Saturday, December 31, 2011

New Year Traditions

We are approaching the end of 2011 as I type this. Of course, most of my friends have already marked 2012, and those keeping Mountain Time has just passed midnight.

I started thinking of traditions my family has done when the clock turns to midnight, marking the coming of the new year. In the days leading up to it, my mum would start gathering 13 round fruits to place in a bowl at the dining room table. Why thirteen and why round?

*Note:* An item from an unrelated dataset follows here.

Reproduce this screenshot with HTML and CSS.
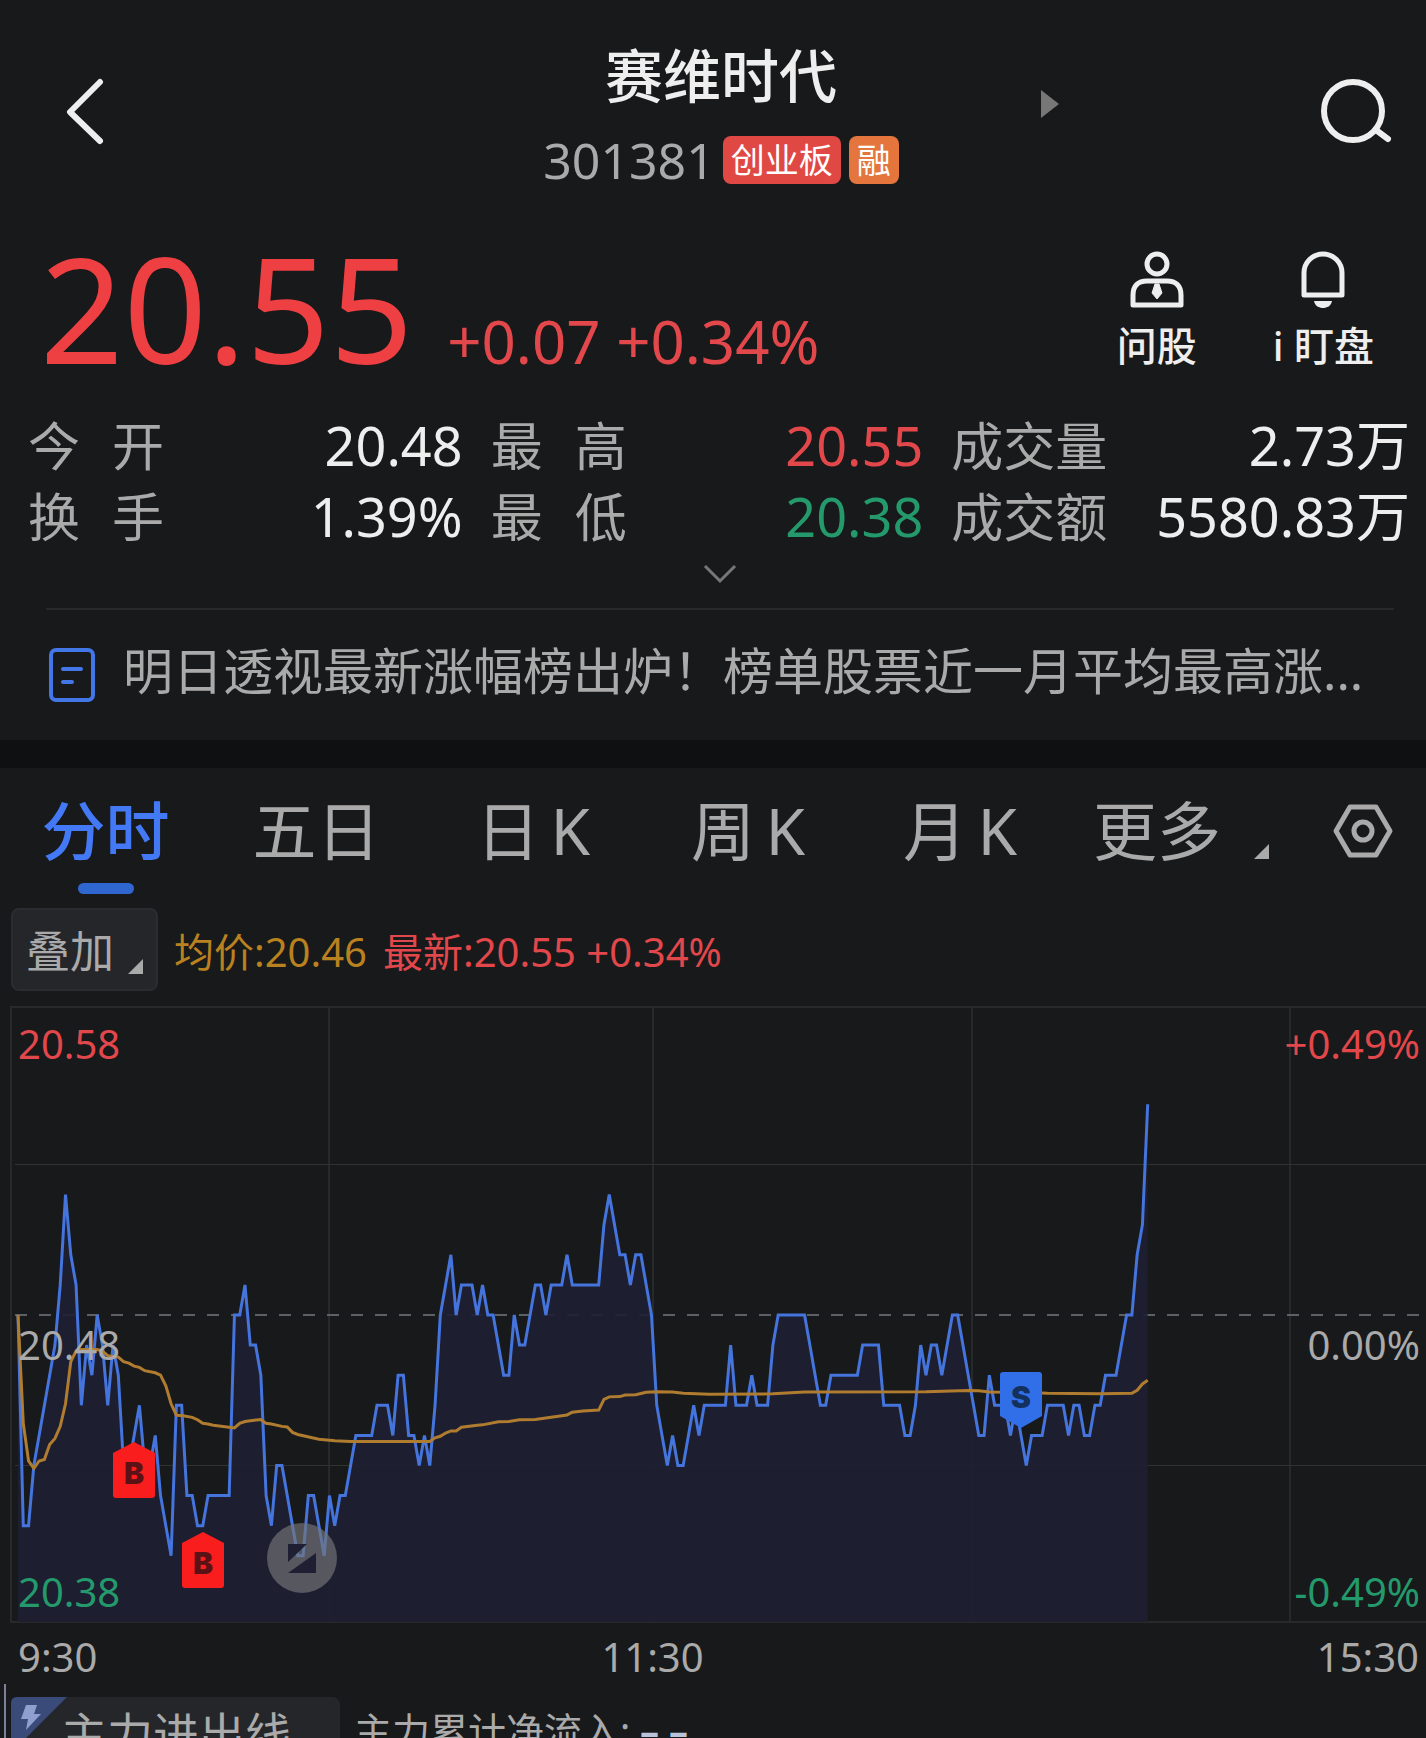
FILE: index.html
```html
<!DOCTYPE html>
<html lang="zh-CN">
<head>
<meta charset="utf-8">
<meta name="viewport" content="width=device-width, initial-scale=1">
<title>赛维时代 301381</title>
<link rel="stylesheet" href="styles.css">
</head>
<body>
<main class="app">
  <header class="header">
    <button class="icon-btn back" type="button" aria-label="返回">
      <svg width="40" height="70" viewBox="0 0 40 70" fill="none" stroke="#eee" stroke-width="6" stroke-linecap="round" stroke-linejoin="round"><path d="M34 5 4 35l30 29"/></svg>
    </button>
    <div class="stock">
      <h1 class="stock-name">赛维时代</h1>
      <div class="stock-meta">
        <span class="stock-code">301381</span>
        <span class="tag tag-red">创业板</span>
        <span class="tag tag-orange">融</span>
      </div>
    </div>
    <div class="header-right">
      <button class="icon-btn next" type="button" aria-label="下一只">
        <svg width="18" height="28" viewBox="0 0 18 28" fill="#777"><path d="M0 0 18 14 0 28z"/></svg>
      </button>
      <button class="icon-btn search" type="button" aria-label="搜索">
        <svg width="72" height="66" viewBox="0 0 72 66" fill="none" stroke="#eee" stroke-width="6" stroke-linecap="round"><circle cx="33" cy="32" r="29"/><path d="m56 51 12 9"/></svg>
      </button>
    </div>
  </header>

  <section class="quote">
    <div class="price">20.55</div>
    <div class="change">+0.07 +0.34%</div>
    <div class="actions">
      <button class="action" type="button">
        <svg width="54" height="58" viewBox="0 0 54 58" fill="none" stroke="#eee" stroke-width="5" stroke-linejoin="round"><circle cx="27" cy="13" r="10"/><path d="M3 54V44c0-9 5-14 14-14h20c9 0 14 5 14 14v10z"/><path d="M25 33h4l3 9-5 6-5-6z" fill="#eee" stroke-width="1"/></svg>
        <span>问股</span>
      </button>
      <button class="action" type="button">
        <svg width="54" height="58" viewBox="0 0 54 58" fill="none" stroke="#eee" stroke-width="5" stroke-linejoin="round"><path d="M8 44V22a19 19 0 0 1 38 0v22z"/><path d="M18 50h18c-1 5-5 7-9 7s-8-2-9-7z" fill="#eee" stroke="none"/></svg>
        <span>i 盯盘</span>
      </button>
    </div>
  </section>

  <dl class="stats">
    <div class="stat"><dt>今 开</dt><dd>20.48</dd></div>
    <div class="stat"><dt>最 高</dt><dd class="up">20.55</dd></div>
    <div class="stat"><dt>成交量</dt><dd>2.73万</dd></div>
    <div class="stat"><dt>换 手</dt><dd>1.39%</dd></div>
    <div class="stat"><dt>最 低</dt><dd class="down">20.38</dd></div>
    <div class="stat"><dt>成交额</dt><dd>5580.83万</dd></div>
  </dl>
  <button class="icon-btn expand" type="button" aria-label="展开">
    <svg width="34" height="20" viewBox="0 0 34 20" fill="none" stroke="#777" stroke-width="3"><path d="m2 2 15 15L32 2"/></svg>
  </button>

  <a class="news" href="#news">
    <svg class="news-icon" width="46" height="54" viewBox="0 0 46 54" fill="none" stroke="#4377e8" stroke-width="4" stroke-linecap="round"><rect x="2" y="2" width="42" height="50" rx="5"/><path d="M14 21h18M14 34h9"/></svg>
    <span class="news-text">明日透视最新涨幅榜出炉！榜单股票近一月平均最高涨...</span>
  </a>

  <nav class="tabs">
    <button class="tab active" type="button">分时</button>
    <button class="tab" type="button">五日</button>
    <button class="tab" type="button">日&#8201;K</button>
    <button class="tab" type="button">周&#8201;K</button>
    <button class="tab" type="button">月&#8201;K</button>
    <button class="tab more" type="button">更多<svg class="corner" width="16" height="16" viewBox="0 0 16 16"><path d="M15 0v15H0z"/></svg></button>
    <button class="tab settings" type="button" aria-label="设置">
      <svg width="60" height="54" viewBox="0 0 60 54" fill="none" stroke="#aaa" stroke-width="5" stroke-linejoin="round"><path d="M17 3h26l14 24-14 24H17L3 27z"/><circle cx="30" cy="27" r="9"/></svg>
    </button>
  </nav>

  <div class="legend">
    <button class="overlay-btn" type="button">叠加<svg class="corner" width="16" height="16" viewBox="0 0 16 16"><path d="M15 0v15H0z"/></svg></button>
    <span class="avg">均价:20.46</span>
    <span class="last">最新:20.55 +0.34%</span>
  </div>

  <section class="chart">
    <svg class="plot" viewBox="0 0 1416 618" preserveAspectRatio="none">
      <g class="frame"><path d="M1416 1H1v615h1415M319 1v615M643 1v615M962 1v615M1280 1v615"/></g>
      <path class="grid-line" d="M5 158.500h1411M5 459.500h1411"/>
      <path class="zero-line" d="M5 309h1411"/>
      <!-- x: minutes since 9:30, y: ticks from the previous close -->
      <g transform="translate(8 309) scale(5.279 -30.1)">
        <polygon class="area" id="area"/>
        <polyline class="price-line" id="price-line" points="0,0 1,-7 2,-7 3,-5 4,-4 5,-3 6,-2 7,-1 8,1 9,4 10,2 11,1 12,-3 13,-1 14,-2 15,0 16,-1 17,-3 18,-1 19,-2 20,-5 21,-5 22,-4 23,-3 24,-5 25,-5 26,-4 27,-6 28,-7 29,-8 30,-3 31,-3 32,-6 33,-6 34,-7 35,-7 36,-6 40,-6 41,0 42,0 43,1 44,-1 45,-1 46,-2 47,-6 48,-7 49,-5 50,-5 51,-6 52,-7 53,-8 54,-8 55,-6 56,-6 57,-7 58,-8 59,-6 60,-7 61,-6 62,-6 63,-5 64,-4 67,-4 68,-3 70,-3 71,-4 72,-2 73,-2 74,-4 75,-4 76,-5 77,-4 78,-5 79,-3 80,0 81,1 82,2 83,0 84,1 86,1 87,0 88,1 89,0 90,0 91,-1 92,-2 93,-2 94,0 95,-1 96,-1 97,0 98,1 99,1 100,0 101,1 103,1 104,2 105,1 110,1 111,3 112,4 113,3 114,2 115,2 116,1 117,2 118,2 119,1 120,0 121,-3 122,-4 123,-5 124,-4 125,-5 126,-5 127,-4 128,-3 129,-4 130,-3 134,-3 135,-1 136,-3 138,-3 139,-2 140,-3 142,-3 143,-1 144,0 149,0 150,-1 151,-2 152,-3 153,-3 154,-2 159,-2 160,-1 163,-1 164,-3 167,-3 168,-4 169,-4 170,-3 171,-1 172,-2 173,-1 174,-1 175,-2 176,-1 177,0 178,0 179,-1 180,-2 181,-3 182,-4 183,-4 184,-2 185,-3 187,-3 188,-4 189,-3 190,-4 191,-5 192,-4 194,-4 195,-3 198,-3 199,-4 200,-3 201,-3 202,-4 203,-4 204,-3 205,-3 206,-2 208,-2 209,-1 210,0 211,0 212,2 213,3 214,7"/>
        <polyline class="avg-line" points="0,0 1,-3.6 2,-4.85 3,-5.1 4,-4.85 5,-4.8 6,-4.3 7,-4.1 8,-3.7 9,-2.95 10,-1.55 11,-1.2 12,-1.15 15,-1.15 16,-1.2 17,-1.35 19,-1.4 20,-1.55 21,-1.6 22,-1.7 23,-1.74 24,-1.85 26,-1.92 27,-2 28,-2.35 29,-2.95 30,-3.33 31,-3.34 33,-3.4 34,-3.48 35,-3.6 36,-3.62 37,-3.66 41,-3.75 42,-3.6 43,-3.54 46,-3.47 47,-3.6 48,-3.62 50,-3.7 51,-3.72 52,-3.9 53,-3.97 57,-4.13 60,-4.18 63,-4.2 78,-4.2 79,-4.08 80,-4.03 81,-3.92 82,-3.85 83,-3.85 84,-3.73 87,-3.66 88,-3.65 91,-3.55 93,-3.54 95,-3.48 98,-3.47 101,-3.4 104,-3.32 105,-3.23 107,-3.19 110,-3.16 111,-2.8 112,-2.72 114,-2.71 115,-2.66 117,-2.65 119,-2.57 121,-2.55 124,-2.56 126,-2.6 131,-2.63 143,-2.62 149,-2.56 172,-2.55 180,-2.51 182,-2.52 184,-2.56 190,-2.57 195,-2.6 205,-2.62 211,-2.6 212,-2.5 213,-2.29 214,-2.17"/>
      </g>
      <g class="markers">
        <path fill="#f91d1d" d="M103 447l21-11 21 11v42q0 3-3 3h-36q-3 0-3-3z"/><text x="124" y="478" fill="#5a1216">B</text>
        <path fill="#f91d1d" d="M172 537l21-11 21 11v42q0 3-3 3h-36q-3 0-3-3z"/><text x="193" y="568" fill="#5a1216">B</text>
        <path fill="#316fe8" d="M990 369q0-3 3-3h36q3 0 3 3v41l-21 12-21-12z"/><text x="1011" y="402" fill="#14305f">S</text>
      </g>
      <g class="zoomer"><circle cx="292" cy="552" r="35"/><path d="M278 538h19l-19 18zM306 567h-28l28-20z"/></g>
    </svg>
    <span class="label top up">20.58</span>
    <span class="label mid">20.48</span>
    <span class="label bottom down">20.38</span>
    <span class="label right top up">+0.49%</span>
    <span class="label right mid">0.00%</span>
    <span class="label right bottom down">-0.49%</span>
  </section>
  <div class="times"><span>9:30</span><span>11:30</span><span>15:30</span></div>

  <section class="flow">
    <button class="flow-btn" type="button">
      <svg class="flow-badge" width="58" height="58" viewBox="0 0 58 58"><path fill="#3a4b79" d="M0 6q0-6 6-6h50L0 56z"/><path fill="#8fa0d0" d="M15 8h11l-3 9h7L15 33l2-11h-7z"/></svg>
      主力进出线
    </button>
    <span class="flow-text">主力累计净流入: <b>– –</b></span>
  </section>
</main>
<script>
  // Close the price line down to the bottom of the plot to get the shaded area.
  const line = document.getElementById("price-line").getAttribute("points");
  document.getElementById("area").setAttribute("points", "0,-10.2 " + line + " 214,-10.2");
</script>
</body>
</html>
```

FILE: styles.css
```css
* { box-sizing: border-box; }

body {
  margin: 0;
  background: #17191a;
  color: #aaa;
  font-family: "Noto Sans", "Noto Sans CJK SC", sans-serif;
}

button {
  border: 0;
  padding: 0;
  background: none;
  color: inherit;
  font: inherit;
}

svg { display: block; }

.app {
  display: flex;
  flex-direction: column;
  height: 100vh;
  overflow: hidden;
}

.app > * { flex-shrink: 0; }

.up { color: #e2474b; }
.down { color: #249a6c; }

/* Header */
.header {
  display: grid;
  grid-template-columns: 1fr auto 1fr;
  align-items: center;
  height: 224px;
  padding: 0 34px 0 50px;
}

.back {
  justify-self: start;
  padding-left: 16px;
}

.header-right {
  display: flex;
  justify-content: space-between;
  align-items: center;
  padding-left: 142px;
}

.next { padding-bottom: 16px; }

.stock {
  display: flex;
  flex-direction: column;
  align-items: center;
  padding-top: 12px;
}

.stock-name {
  margin: 0;
  color: #eee;
  font-size: 58px;
  font-weight: 500;
  line-height: 84px;
}

.stock-meta {
  display: flex;
  align-items: center;
  gap: 8px;
  height: 84px;
}

.stock-code { font-size: 50px; }

.tag {
  height: 48px;
  padding: 0 8px;
  border-radius: 8px;
  color: #fff;
  font-size: 34px;
  line-height: 48px;
}

.tag-red { background: #e04844; }
.tag-orange { background: #e4763d; }

/* Quote */
.quote {
  display: flex;
  align-items: baseline;
  height: 176px;
  padding: 0 52px 0 40px;
}

.price {
  color: #ee3f43;
  font-size: 146px;
  line-height: 168px;
}

.change {
  margin-left: 34px;
  color: #e2474b;
  font-size: 60px;
  line-height: 92px;
}

.actions {
  display: flex;
  align-self: flex-start;
  gap: 76px;
  margin-left: auto;
  padding-top: 27px;
}

.action {
  display: flex;
  flex-direction: column;
  align-items: center;
  gap: 8px;
  color: #eee;
  font-size: 40px;
  font-weight: 500;
  line-height: 58px;
}

/* Figures */
.stats {
  display: grid;
  grid-template-columns: 434fr 432fr 458fr;
  column-gap: 28px;
  margin: 0;
  padding: 10px 16px 0 28px;
}

.stat {
  display: flex;
  justify-content: space-between;
  height: 71px;
  font-size: 52px;
  line-height: 71px;
  white-space: nowrap;
}

.stat dt {
  min-width: 136px;
  text-align-last: justify;
}

.stat dd {
  margin: 0;
  font-size: 54px;
}

.stat dd:not(.up):not(.down) { color: #eee; }

.expand {
  align-self: center;
  padding: 12px 0 0 14px;
}

/* News */
.news {
  display: flex;
  align-items: center;
  gap: 28px;
  margin: 24px 32px 0 46px;
  padding: 0 0 0 3px;
  height: 132px;
  border-top: 2px solid #26282a;
  color: #aaa;
  text-decoration: none;
}

.news-icon { flex: none; }

.news-text {
  padding-bottom: 8px;
  font-size: 50px;
  line-height: 72px;
  white-space: nowrap;
}

/* Tabs */
.tabs {
  display: grid;
  grid-template-columns: 211fr 211fr 222fr 208fr 216fr 198fr 160fr;
  height: 140px;
  border-top: 28px solid #0f1011;
  box-sizing: content-box;
}

.tab {
  position: relative;
  display: flex;
  justify-content: center;
  align-items: center;
  padding-bottom: 22px;
  font-size: 64px;
  white-space: nowrap;
}

.tab.active {
  color: #4479f5;
  font-weight: 500;
}

.tab.active::after {
  content: "";
  position: absolute;
  bottom: 14px;
  width: 56px;
  height: 11px;
  border-radius: 6px;
  background: #3066d0;
}

.tab.more { padding-right: 20px; }

.tab.settings {
  justify-content: flex-end;
  padding: 0 33px 14px 0;
}

.corner { fill: #aaa; }

.more .corner {
  position: absolute;
  right: -4px;
  bottom: 48px;
}

/* Legend */
.legend {
  display: flex;
  align-items: center;
  height: 83px;
  padding-left: 11px;
  font-size: 40px;
}

.overlay-btn {
  display: flex;
  align-items: center;
  gap: 14px;
  height: 83px;
  margin-right: 16px;
  padding: 0 12px 2px 13px;
  border: 2px solid #2a2c2f;
  border-radius: 8px;
  background: #25262a;
  font-size: 44px;
}

.overlay-btn .corner {
  align-self: flex-end;
  margin-bottom: 12px;
}

.avg {
  margin-right: 16px;
  color: #b9811f;
}

.last { color: #e2474b; }

/* Chart */
.chart {
  position: relative;
  margin: 15px 0 0 10px;
}

.plot {
  width: 100%;
  height: 618px;
}

.plot path,
.plot polyline { vector-effect: non-scaling-stroke; }

.frame { fill: none; stroke: #27292b; stroke-width: 2; }
.grid-line { fill: none; stroke: #303332; }
.zero-line { stroke: #5c6067; stroke-width: 2; stroke-dasharray: 12 12; }
.area { fill: #1e1f33; fill-opacity: .9; }
.price-line { fill: none; stroke: #4474dc; stroke-width: 3; }
.avg-line { fill: none; stroke: #b07c30; stroke-width: 3; }

.markers {
  font: 900 30px Inter, sans-serif;
  text-anchor: middle;
}

.zoomer circle { fill: #77777a; fill-opacity: .65; }
.zoomer path { fill: #1e1f33; }

.label {
  position: absolute;
  left: 8px;
  font-size: 40px;
  line-height: 48px;
}

.label.right { right: 6px; left: auto; }
.label.top { top: 14px; }
.label.mid { top: 315px; }
.label.bottom { bottom: 8px; }

.times {
  display: grid;
  grid-template-columns: 1fr auto 1fr;
  padding: 7px 7px 1px 18px;
  font-size: 40px;
  line-height: 52px;
}

.times span:nth-child(2) { margin-right: 132px; }
.times span:last-child { text-align: right; }

/* Capital flow */
.flow {
  display: flex;
  gap: 14px;
  margin: 0 0 0 4px;
  padding: 13px 0 0 5px;
  border-left: 2px solid #7c8098;
}

.flow-btn {
  position: relative;
  width: 329px;
  height: 83px;
  padding: 0 0 16px 50px;
  border-radius: 8px;
  background: #25262a;
  font-size: 46px;
  text-align: left;
}

.flow-badge {
  position: absolute;
  top: 0;
  left: 0;
}

.flow-text {
  font-size: 38px;
  line-height: 66px;
}

.flow-text b { color: #b9c4da; }
```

This is a tradition that came from the Chinese. The fruits need to be round because they signify coins, which signify wealth and prosperity. As for the 13, I've heard many different reasons, but the explanation my mum gave makes sense: she merely pointed at the tapestry of the Last Supper on the wall when I had asked her about it. It, of course, depicts Jesus and His 12 apostles, hence 13 fruits. It's a perfect explanation, especially considering that the majority of Filipinos are Catholic and/or Christian.

Of course, another explanation is that the number is lucky, so having 13 round fruits should bring about luck and prosperity for the new year.

Here's another thing: some say the number should actually be 8 because to the Chinese, it sounds similar to the word for wealth or to prosper. So whether one does 8 or 13 round fruits, the effect is still the same: it's done to bring about good luck and prosperity for the new year.

More traditions: My mum hangs green grapes at the kitchen window. She'll put a fresh bunch on a hook on New Year's Eve, where it will hang for the entire year. She said it signifies money and prosperity.

As the clock turns to midnight, you would be wearing polka-dots, and you should have some money in your pocket, which will also signify prosperity in the new year. Essentially, if you wear anything round (there's the round thing again), it resembles coins, which signifies wealth and prosperity in the coming year.

If you're a kid, you would jump up and down in hopes that you would grow taller. Even if you're not a kid, you'd still jump up and down anyway. :)

We also turn on every single light in the house. It's said that your coming year will be filled with light if you do that. In addition, all the doors and windows would be open, which means all the grace would be flowing in for the new year.

In the Philippines, it's very common to set off fireworks as the clock goes past midnight. One would set them off to give off light to greet the new year.

Filipinos have a tendency to celebrate "Media Noche", which is the counterpart to "Noche Buena" which one does after Midnight Mass. The Media Noche would be a meal to honour Mary, especially since January 1 marks the Solemnity of Mary, the Holy Mother of God, in addition to being for 2012 the Octave Day of the Nativity of the Lord. The food on the table: in addition to all the round fruits, one would have noodle dishes. My friend, Jared, said he had spaghetti after midnight struck in the Philippines. We made sotanghon ("glass" noodles made from mung beans). The symbolism is that the long noodles signify long life.

There would also be an abundance of food in the house.

What traditions do you observe as the new year dawns?

1 comment:

JohnF said...

I have red chile ristras hanging on my front porch. That's really more of a Christmas thing than a New Years thing, just a way of decorating. My mom, who lives in New Mexico, sent them to me this year. I haven't seen anyone else in St. Louis hanging chile ristras this year (or any other year), but a lot of people have them throughout New Mexico.

On Christmas Eve, I like to go buy lots of strange cheeses and eat them close to midnight. Some of them are round. That's not a meaningful cultural tradition, though, just something I do.